» **Problem statement**:
Check each line for the string "React". Give only the count of lines that have it.

» **Data section**:
-----
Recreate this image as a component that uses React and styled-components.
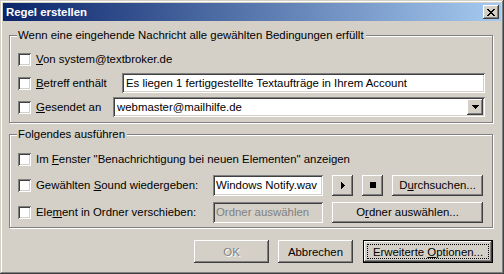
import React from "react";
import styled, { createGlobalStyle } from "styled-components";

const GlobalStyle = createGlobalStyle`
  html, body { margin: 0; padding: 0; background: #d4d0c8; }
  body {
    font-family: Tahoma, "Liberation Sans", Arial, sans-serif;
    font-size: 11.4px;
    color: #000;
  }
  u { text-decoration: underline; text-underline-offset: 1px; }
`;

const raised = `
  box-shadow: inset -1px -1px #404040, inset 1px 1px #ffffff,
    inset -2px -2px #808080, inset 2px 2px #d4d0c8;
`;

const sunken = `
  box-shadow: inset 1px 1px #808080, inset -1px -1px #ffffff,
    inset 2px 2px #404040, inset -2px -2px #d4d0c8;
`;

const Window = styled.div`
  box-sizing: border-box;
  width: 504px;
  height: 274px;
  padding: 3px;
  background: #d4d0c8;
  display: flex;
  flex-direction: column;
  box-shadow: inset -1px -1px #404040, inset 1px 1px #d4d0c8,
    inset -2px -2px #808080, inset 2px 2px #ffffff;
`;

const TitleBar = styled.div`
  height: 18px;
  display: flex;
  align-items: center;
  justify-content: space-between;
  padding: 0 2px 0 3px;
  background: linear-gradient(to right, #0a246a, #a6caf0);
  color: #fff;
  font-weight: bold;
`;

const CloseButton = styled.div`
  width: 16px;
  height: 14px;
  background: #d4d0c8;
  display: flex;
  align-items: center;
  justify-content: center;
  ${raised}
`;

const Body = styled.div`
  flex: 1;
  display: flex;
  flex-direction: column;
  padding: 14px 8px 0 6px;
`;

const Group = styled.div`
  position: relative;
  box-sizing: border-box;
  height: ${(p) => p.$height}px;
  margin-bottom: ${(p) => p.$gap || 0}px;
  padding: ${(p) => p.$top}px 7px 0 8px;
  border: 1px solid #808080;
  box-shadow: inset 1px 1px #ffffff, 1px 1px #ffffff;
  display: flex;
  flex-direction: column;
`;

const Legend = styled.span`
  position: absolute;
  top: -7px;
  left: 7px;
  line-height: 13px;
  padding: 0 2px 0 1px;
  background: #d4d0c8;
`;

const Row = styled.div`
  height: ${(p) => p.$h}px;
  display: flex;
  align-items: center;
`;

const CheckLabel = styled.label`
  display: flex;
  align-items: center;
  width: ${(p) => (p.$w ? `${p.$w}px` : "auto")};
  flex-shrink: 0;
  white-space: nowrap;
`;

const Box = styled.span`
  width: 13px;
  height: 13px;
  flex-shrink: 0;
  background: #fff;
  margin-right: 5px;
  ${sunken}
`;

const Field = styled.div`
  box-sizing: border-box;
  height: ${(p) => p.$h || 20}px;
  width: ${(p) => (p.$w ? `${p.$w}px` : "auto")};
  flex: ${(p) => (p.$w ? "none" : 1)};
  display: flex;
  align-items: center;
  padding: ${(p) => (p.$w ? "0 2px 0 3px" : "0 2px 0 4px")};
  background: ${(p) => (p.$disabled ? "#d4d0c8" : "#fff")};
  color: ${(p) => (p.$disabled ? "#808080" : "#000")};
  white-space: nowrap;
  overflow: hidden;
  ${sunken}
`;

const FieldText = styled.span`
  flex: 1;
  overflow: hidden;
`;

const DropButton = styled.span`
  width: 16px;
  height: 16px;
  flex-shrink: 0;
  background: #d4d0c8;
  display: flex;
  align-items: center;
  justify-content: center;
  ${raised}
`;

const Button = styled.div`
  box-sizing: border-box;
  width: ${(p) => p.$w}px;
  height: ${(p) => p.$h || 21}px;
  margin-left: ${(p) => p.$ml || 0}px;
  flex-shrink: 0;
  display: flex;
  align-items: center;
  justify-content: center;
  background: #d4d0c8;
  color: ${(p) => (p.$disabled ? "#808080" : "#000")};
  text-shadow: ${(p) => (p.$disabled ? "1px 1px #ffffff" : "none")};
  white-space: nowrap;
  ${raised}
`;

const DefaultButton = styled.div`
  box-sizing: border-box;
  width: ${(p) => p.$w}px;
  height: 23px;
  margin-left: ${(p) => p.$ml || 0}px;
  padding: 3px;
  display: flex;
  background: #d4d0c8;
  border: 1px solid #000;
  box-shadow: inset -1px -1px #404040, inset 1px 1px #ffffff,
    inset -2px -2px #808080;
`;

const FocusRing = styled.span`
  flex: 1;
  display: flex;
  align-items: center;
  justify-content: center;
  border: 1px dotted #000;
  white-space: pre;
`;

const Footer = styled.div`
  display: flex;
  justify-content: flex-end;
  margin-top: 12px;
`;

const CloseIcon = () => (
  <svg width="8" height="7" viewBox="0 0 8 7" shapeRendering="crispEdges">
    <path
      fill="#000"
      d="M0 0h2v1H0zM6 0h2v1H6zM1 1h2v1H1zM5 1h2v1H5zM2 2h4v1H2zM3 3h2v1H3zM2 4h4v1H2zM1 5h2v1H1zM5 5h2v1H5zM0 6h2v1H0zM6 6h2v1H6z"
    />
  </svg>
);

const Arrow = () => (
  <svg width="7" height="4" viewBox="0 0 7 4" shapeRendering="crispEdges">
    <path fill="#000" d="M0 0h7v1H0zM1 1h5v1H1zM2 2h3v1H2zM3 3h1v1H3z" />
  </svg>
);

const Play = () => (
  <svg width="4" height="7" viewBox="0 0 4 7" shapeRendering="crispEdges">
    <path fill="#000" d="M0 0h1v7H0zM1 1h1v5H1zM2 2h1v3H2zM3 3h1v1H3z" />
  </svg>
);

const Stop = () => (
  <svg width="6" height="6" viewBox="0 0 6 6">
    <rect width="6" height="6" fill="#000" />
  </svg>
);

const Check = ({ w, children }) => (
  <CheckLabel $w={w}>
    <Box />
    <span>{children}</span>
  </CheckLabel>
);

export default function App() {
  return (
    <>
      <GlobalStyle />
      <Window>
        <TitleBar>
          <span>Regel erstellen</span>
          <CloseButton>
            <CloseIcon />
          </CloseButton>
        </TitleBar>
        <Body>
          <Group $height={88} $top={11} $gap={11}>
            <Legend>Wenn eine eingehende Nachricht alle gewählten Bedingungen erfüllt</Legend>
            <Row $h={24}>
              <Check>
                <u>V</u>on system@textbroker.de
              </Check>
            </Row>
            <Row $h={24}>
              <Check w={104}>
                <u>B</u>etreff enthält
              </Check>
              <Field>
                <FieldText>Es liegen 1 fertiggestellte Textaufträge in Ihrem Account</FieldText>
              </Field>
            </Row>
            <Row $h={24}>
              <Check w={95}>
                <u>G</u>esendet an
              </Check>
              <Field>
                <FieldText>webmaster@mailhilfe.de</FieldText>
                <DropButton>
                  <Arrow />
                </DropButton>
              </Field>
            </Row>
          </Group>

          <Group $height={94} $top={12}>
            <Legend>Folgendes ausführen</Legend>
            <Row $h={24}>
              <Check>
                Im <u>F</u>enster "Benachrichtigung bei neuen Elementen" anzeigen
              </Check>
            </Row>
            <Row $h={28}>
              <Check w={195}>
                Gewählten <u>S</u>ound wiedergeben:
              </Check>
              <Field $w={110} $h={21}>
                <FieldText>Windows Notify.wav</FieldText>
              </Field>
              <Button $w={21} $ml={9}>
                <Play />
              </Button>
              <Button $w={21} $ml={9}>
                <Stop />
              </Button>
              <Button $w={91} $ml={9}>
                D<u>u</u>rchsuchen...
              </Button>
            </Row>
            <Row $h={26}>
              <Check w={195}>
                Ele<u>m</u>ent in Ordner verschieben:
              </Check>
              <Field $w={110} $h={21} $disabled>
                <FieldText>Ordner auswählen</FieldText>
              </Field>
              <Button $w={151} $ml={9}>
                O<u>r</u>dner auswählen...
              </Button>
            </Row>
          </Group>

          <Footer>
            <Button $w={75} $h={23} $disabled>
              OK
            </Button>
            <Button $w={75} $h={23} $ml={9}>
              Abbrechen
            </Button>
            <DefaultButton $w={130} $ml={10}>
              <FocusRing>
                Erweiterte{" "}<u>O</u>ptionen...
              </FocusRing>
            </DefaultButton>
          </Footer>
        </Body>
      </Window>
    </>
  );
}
-----
» **Full response**:
2